*Exercise description*: Repeat the full listing below verbatim and keep the images out.

*Dataset section*:
◆ ◆ ◆
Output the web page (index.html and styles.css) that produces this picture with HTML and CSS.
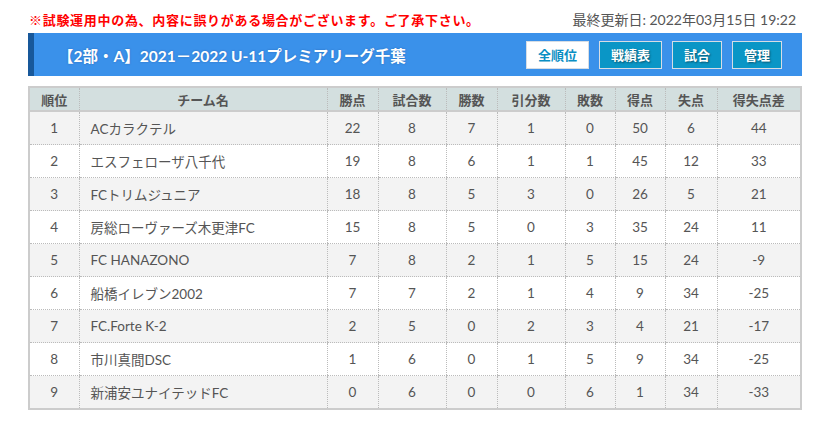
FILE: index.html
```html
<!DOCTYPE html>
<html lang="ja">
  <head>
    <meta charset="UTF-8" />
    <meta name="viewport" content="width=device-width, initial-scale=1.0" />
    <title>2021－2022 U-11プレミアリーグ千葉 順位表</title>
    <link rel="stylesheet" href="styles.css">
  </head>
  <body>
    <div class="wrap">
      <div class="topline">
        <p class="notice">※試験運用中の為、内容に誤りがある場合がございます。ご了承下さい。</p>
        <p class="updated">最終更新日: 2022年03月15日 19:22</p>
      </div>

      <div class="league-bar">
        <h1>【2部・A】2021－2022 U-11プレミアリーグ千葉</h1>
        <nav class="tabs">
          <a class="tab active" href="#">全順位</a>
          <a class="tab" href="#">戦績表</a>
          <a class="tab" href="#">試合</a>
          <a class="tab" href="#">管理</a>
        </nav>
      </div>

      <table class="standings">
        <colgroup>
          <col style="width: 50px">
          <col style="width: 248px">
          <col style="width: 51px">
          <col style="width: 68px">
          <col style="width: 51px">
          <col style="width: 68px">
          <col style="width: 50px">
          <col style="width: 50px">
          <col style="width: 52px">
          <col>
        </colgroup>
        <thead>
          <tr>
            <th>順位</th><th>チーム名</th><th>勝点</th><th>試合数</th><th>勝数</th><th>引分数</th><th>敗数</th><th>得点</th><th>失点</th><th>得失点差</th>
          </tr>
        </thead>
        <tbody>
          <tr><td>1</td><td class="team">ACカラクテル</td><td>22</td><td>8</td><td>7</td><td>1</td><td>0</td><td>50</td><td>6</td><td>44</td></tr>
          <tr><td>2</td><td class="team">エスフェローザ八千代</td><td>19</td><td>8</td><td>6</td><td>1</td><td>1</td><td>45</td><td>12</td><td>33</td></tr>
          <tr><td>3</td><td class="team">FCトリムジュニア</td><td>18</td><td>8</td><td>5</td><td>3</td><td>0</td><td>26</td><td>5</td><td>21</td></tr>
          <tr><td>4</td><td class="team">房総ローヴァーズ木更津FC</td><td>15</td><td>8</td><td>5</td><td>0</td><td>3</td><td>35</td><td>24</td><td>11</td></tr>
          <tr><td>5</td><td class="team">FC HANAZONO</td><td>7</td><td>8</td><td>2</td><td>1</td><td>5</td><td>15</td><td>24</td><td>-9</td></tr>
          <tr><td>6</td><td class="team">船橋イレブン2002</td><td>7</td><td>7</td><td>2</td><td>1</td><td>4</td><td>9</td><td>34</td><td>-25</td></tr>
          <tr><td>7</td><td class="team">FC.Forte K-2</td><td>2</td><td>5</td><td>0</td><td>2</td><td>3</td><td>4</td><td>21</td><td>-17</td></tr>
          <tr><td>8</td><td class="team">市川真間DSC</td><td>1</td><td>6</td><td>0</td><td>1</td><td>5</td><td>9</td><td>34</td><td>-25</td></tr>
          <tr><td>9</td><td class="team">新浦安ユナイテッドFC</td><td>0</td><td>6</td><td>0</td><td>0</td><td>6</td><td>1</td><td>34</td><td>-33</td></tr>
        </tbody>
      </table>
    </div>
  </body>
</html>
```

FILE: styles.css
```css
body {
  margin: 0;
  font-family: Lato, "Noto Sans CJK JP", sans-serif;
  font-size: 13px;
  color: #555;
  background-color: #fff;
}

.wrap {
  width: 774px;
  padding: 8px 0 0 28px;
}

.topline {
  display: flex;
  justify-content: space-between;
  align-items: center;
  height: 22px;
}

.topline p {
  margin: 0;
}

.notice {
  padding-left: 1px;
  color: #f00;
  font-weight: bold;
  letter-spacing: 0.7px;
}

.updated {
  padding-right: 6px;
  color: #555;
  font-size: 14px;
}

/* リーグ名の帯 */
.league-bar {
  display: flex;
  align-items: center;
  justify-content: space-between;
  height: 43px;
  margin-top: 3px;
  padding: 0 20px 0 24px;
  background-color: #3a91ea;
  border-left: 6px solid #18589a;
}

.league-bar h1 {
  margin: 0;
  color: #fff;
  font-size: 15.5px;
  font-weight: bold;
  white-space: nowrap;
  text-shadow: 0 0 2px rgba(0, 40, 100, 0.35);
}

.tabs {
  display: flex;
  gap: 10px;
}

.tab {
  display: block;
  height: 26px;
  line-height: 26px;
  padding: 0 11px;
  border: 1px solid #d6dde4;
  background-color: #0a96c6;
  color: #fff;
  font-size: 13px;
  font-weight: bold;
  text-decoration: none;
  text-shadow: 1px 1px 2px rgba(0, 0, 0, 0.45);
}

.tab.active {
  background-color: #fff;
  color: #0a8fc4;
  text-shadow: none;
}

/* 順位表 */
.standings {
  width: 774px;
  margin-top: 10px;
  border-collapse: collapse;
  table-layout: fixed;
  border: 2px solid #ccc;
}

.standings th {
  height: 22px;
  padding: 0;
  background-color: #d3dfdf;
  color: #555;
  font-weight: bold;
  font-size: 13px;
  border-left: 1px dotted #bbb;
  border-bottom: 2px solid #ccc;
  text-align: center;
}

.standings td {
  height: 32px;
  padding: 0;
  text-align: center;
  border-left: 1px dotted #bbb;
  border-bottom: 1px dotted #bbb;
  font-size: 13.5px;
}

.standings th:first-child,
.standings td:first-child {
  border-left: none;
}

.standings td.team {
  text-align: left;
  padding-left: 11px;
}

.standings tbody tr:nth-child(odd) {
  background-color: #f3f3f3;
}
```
◆ ◆ ◆
*Output*:
Output the web page (index.html and styles.css) that produces this picture with HTML and CSS.
FILE: index.html
```html
<!DOCTYPE html>
<html lang="ja">
  <head>
    <meta charset="UTF-8" />
    <meta name="viewport" content="width=device-width, initial-scale=1.0" />
    <title>2021－2022 U-11プレミアリーグ千葉 順位表</title>
    <link rel="stylesheet" href="styles.css">
  </head>
  <body>
    <div class="wrap">
      <div class="topline">
        <p class="notice">※試験運用中の為、内容に誤りがある場合がございます。ご了承下さい。</p>
        <p class="updated">最終更新日: 2022年03月15日 19:22</p>
      </div>

      <div class="league-bar">
        <h1>【2部・A】2021－2022 U-11プレミアリーグ千葉</h1>
        <nav class="tabs">
          <a class="tab active" href="#">全順位</a>
          <a class="tab" href="#">戦績表</a>
          <a class="tab" href="#">試合</a>
          <a class="tab" href="#">管理</a>
        </nav>
      </div>

      <table class="standings">
        <colgroup>
          <col style="width: 50px">
          <col style="width: 248px">
          <col style="width: 51px">
          <col style="width: 68px">
          <col style="width: 51px">
          <col style="width: 68px">
          <col style="width: 50px">
          <col style="width: 50px">
          <col style="width: 52px">
          <col>
        </colgroup>
        <thead>
          <tr>
            <th>順位</th><th>チーム名</th><th>勝点</th><th>試合数</th><th>勝数</th><th>引分数</th><th>敗数</th><th>得点</th><th>失点</th><th>得失点差</th>
          </tr>
        </thead>
        <tbody>
          <tr><td>1</td><td class="team">ACカラクテル</td><td>22</td><td>8</td><td>7</td><td>1</td><td>0</td><td>50</td><td>6</td><td>44</td></tr>
          <tr><td>2</td><td class="team">エスフェローザ八千代</td><td>19</td><td>8</td><td>6</td><td>1</td><td>1</td><td>45</td><td>12</td><td>33</td></tr>
          <tr><td>3</td><td class="team">FCトリムジュニア</td><td>18</td><td>8</td><td>5</td><td>3</td><td>0</td><td>26</td><td>5</td><td>21</td></tr>
          <tr><td>4</td><td class="team">房総ローヴァーズ木更津FC</td><td>15</td><td>8</td><td>5</td><td>0</td><td>3</td><td>35</td><td>24</td><td>11</td></tr>
          <tr><td>5</td><td class="team">FC HANAZONO</td><td>7</td><td>8</td><td>2</td><td>1</td><td>5</td><td>15</td><td>24</td><td>-9</td></tr>
          <tr><td>6</td><td class="team">船橋イレブン2002</td><td>7</td><td>7</td><td>2</td><td>1</td><td>4</td><td>9</td><td>34</td><td>-25</td></tr>
          <tr><td>7</td><td class="team">FC.Forte K-2</td><td>2</td><td>5</td><td>0</td><td>2</td><td>3</td><td>4</td><td>21</td><td>-17</td></tr>
          <tr><td>8</td><td class="team">市川真間DSC</td><td>1</td><td>6</td><td>0</td><td>1</td><td>5</td><td>9</td><td>34</td><td>-25</td></tr>
          <tr><td>9</td><td class="team">新浦安ユナイテッドFC</td><td>0</td><td>6</td><td>0</td><td>0</td><td>6</td><td>1</td><td>34</td><td>-33</td></tr>
        </tbody>
      </table>
    </div>
  </body>
</html>
```

FILE: styles.css
```css
body {
  margin: 0;
  font-family: Lato, "Noto Sans CJK JP", sans-serif;
  font-size: 13px;
  color: #555;
  background-color: #fff;
}

.wrap {
  width: 774px;
  padding: 8px 0 0 28px;
}

.topline {
  display: flex;
  justify-content: space-between;
  align-items: center;
  height: 22px;
}

.topline p {
  margin: 0;
}

.notice {
  padding-left: 1px;
  color: #f00;
  font-weight: bold;
  letter-spacing: 0.7px;
}

.updated {
  padding-right: 6px;
  color: #555;
  font-size: 14px;
}

/* リーグ名の帯 */
.league-bar {
  display: flex;
  align-items: center;
  justify-content: space-between;
  height: 43px;
  margin-top: 3px;
  padding: 0 20px 0 24px;
  background-color: #3a91ea;
  border-left: 6px solid #18589a;
}

.league-bar h1 {
  margin: 0;
  color: #fff;
  font-size: 15.5px;
  font-weight: bold;
  white-space: nowrap;
  text-shadow: 0 0 2px rgba(0, 40, 100, 0.35);
}

.tabs {
  display: flex;
  gap: 10px;
}

.tab {
  display: block;
  height: 26px;
  line-height: 26px;
  padding: 0 11px;
  border: 1px solid #d6dde4;
  background-color: #0a96c6;
  color: #fff;
  font-size: 13px;
  font-weight: bold;
  text-decoration: none;
  text-shadow: 1px 1px 2px rgba(0, 0, 0, 0.45);
}

.tab.active {
  background-color: #fff;
  color: #0a8fc4;
  text-shadow: none;
}

/* 順位表 */
.standings {
  width: 774px;
  margin-top: 10px;
  border-collapse: collapse;
  table-layout: fixed;
  border: 2px solid #ccc;
}

.standings th {
  height: 22px;
  padding: 0;
  background-color: #d3dfdf;
  color: #555;
  font-weight: bold;
  font-size: 13px;
  border-left: 1px dotted #bbb;
  border-bottom: 2px solid #ccc;
  text-align: center;
}

.standings td {
  height: 32px;
  padding: 0;
  text-align: center;
  border-left: 1px dotted #bbb;
  border-bottom: 1px dotted #bbb;
  font-size: 13.5px;
}

.standings th:first-child,
.standings td:first-child {
  border-left: none;
}

.standings td.team {
  text-align: left;
  padding-left: 11px;
}

.standings tbody tr:nth-child(odd) {
  background-color: #f3f3f3;
}
```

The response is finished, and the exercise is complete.